The book collection was weeded, and shelves were moved to one wall, freeing up space for collaboration and instruction (with glass walls that serve as sound buffers but enable participants to see what’s happening in the rest of the library). Rooms that had been used for offices or storage were turned into student areas. The library now also has reading lounge areas with comfortable modular seating, as well as tables with chairs and stools that students are free to move around; two music studios; a HackerSpace (with high-tech equipment such as a microscope, 3D printer, gaming hardware and software, and a green screen for filming) and a Maker Space that also houses a 3D printer and serves as a "hands-on” craft room where old technology can be disassembled and re-configured with other materials. In short, the Monticello Library Media Center has become a “Learning Commons.”

“Students work more productively in that kind of environment,” Ackroyd says. “It’s not an adversarial relationship, with teachers at the front of the room and students at their desks. It makes the teacher’s job easier and more pleasant.”

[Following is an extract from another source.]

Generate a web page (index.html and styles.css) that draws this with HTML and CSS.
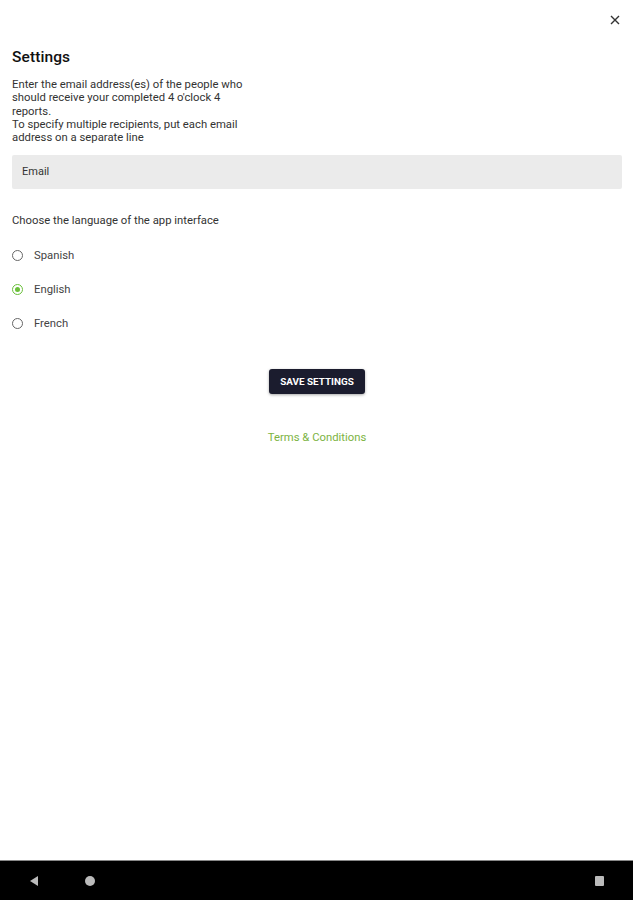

“Our library is now more like the workspace of the future,” adds Ackroyd’s fellow librarian, Ida Mae Craddock, who previously taught English at the school. “Kids who graduate from here will be more productive in those environments.”

A New Culture Develops

The new surroundings were also accompanied by a new attitude. “We went from managing students’ time to giving them ownership,” Ackroyd explains. “They’re almost out the door, and they have to be able to manage their time. We are more like an academic library now.”

“They need natural consequences,” Craddock adds. “What happens when adults don’t turn in our work on time? Controlling children that much and then telling them ‘goodbye’ when they turn 18 doesn’t work well.”

But it didn't happen overnight -- the shift entailed a transition period. “At first they came to the library to experience freedom, but they weren’t using it wisely,” Ackroyd recalls. “The first year, and even a little bit into the second year, students saw it as a place where they didn’t have to be quiet anymore, where they could come and laugh. They weren’t studying.”

But now, accepting the responsibility that comes with freedom has become ingrained in the school culture, and new students adjust quickly. “You learn behaviors from the people around you,” Craddock notes. “They train each other, through social learning.”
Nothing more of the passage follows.